Above the village of Gornji Tucepi, beyond the Staza Pass, where, on the steep rocky slopes the Biokovo Nature Preserve begins (signposted, with parking area), an 18-kilometer-long paved toll road starts, which leads through the nature preserve to Sveti Jute. This is the highest road in Croatia, which, because of its many narrow, exposed curves, should only be attempted by very experienced drivers. From the Konoba Biokovo there is a wonderful view of the entire mid-Dalmation island and coastal world. Further in the distance stretch the karstic heights, perforated by many sinkholes. Chamois, mouflon and sheep are at home in this beautiful nature park.

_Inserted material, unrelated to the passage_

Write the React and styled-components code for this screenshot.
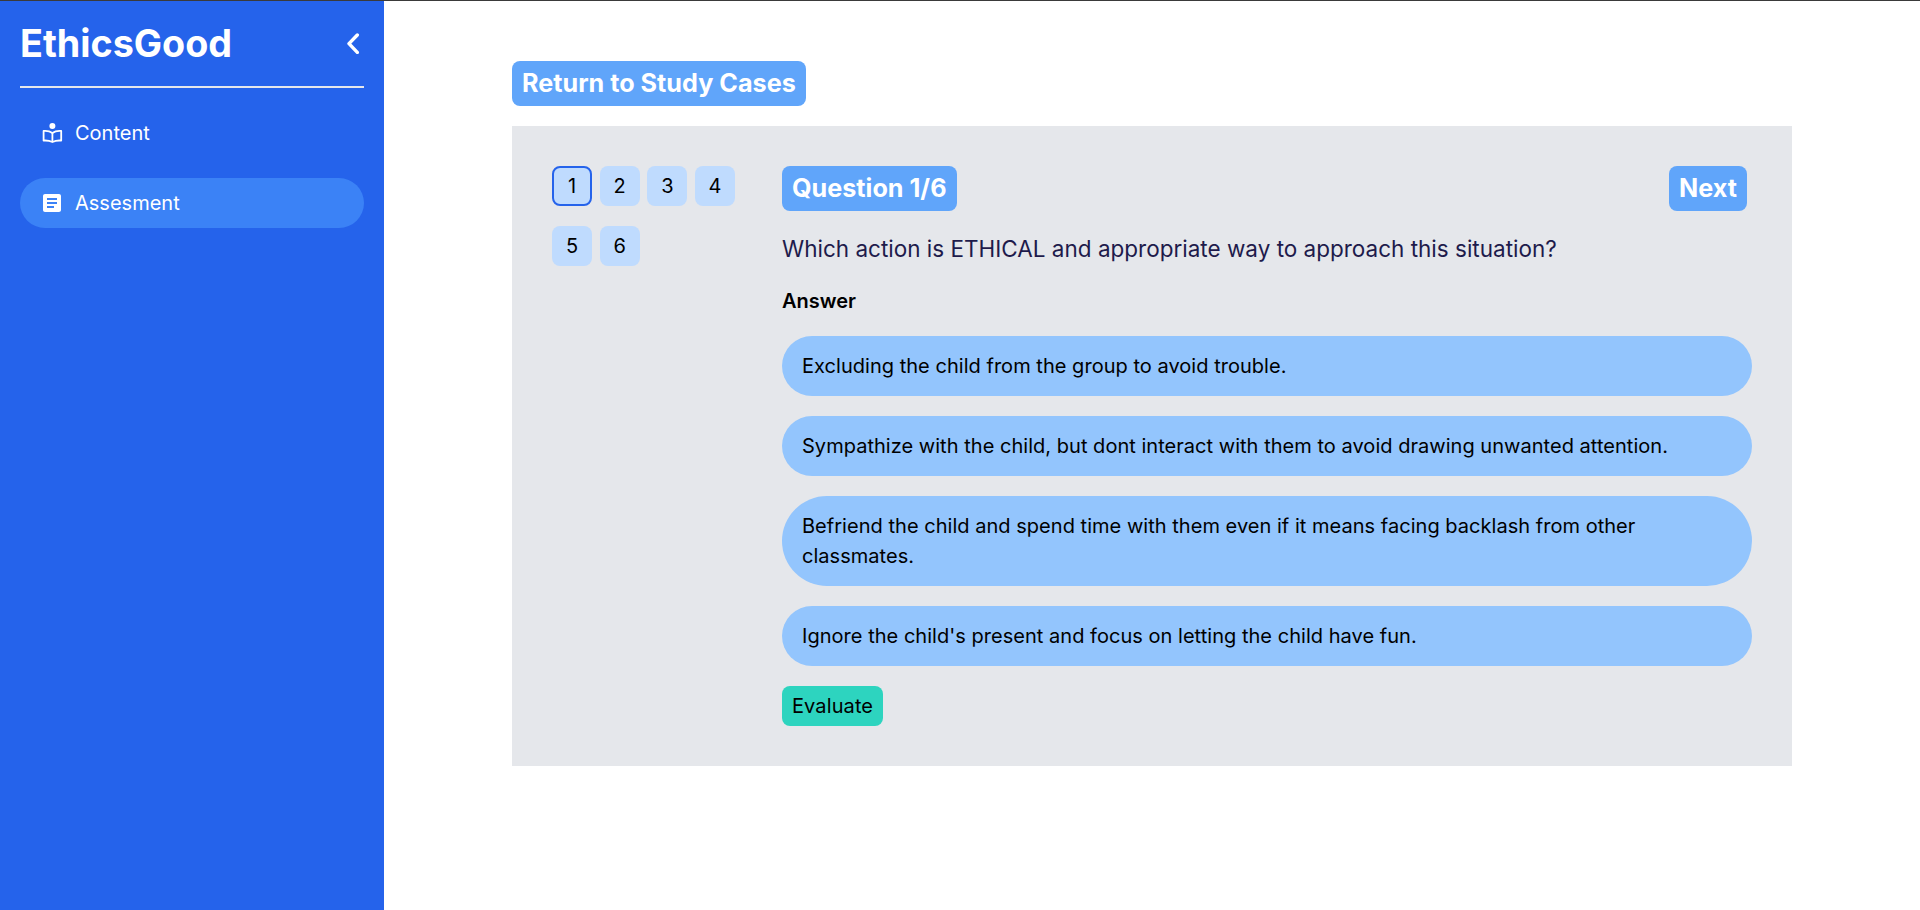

From Makarska, traveling southwards, you encounter the small but lively seaside town of Tucepi, with its broad pebble beach and yacht harbor. From here it is just a half-hour hike to the old mountain village of Gornji Tucepi.

The fishing and resort village of Podgora offers vacationers a bay lined with a pebble beach, with hotels and pensions on the sea. The shore promenade is closed to traffic on summer evenings and becomes a popular pedestrian area.

The island of Hvar seems so close to Igrane that you can almost reach out and touch it. The Old-Croatian St. Michael’s Church, with its elegant bell tower, helps give Igrane its typical Dalmatian character. Ruins of the town walls and the “Turkish Tower” have been preserved. A broad pebble beach stretches south from here.

In Zivogosce, which boasts a 17-century Franciscan monastery and a camping site in lush green Mediterranean surroundings, the most attractive section of the Riviera begins, with its many isolated bays and inlets. From little Drvenik a ferry takes you to the island of Hvar. Zaostrog is an especially popular destinatin for Croatian tourists.

The former fishing village of Gradac has an enticing three-kilometer-long beach of fine pebbles, the longest on the Makarska Riviera. International tourism has long since returned to the hotel complex here.

Beyond Gradac the coastal road leaves the sea and runs right through the green hills to the Neretva Delta, passing by Lake Bacinska.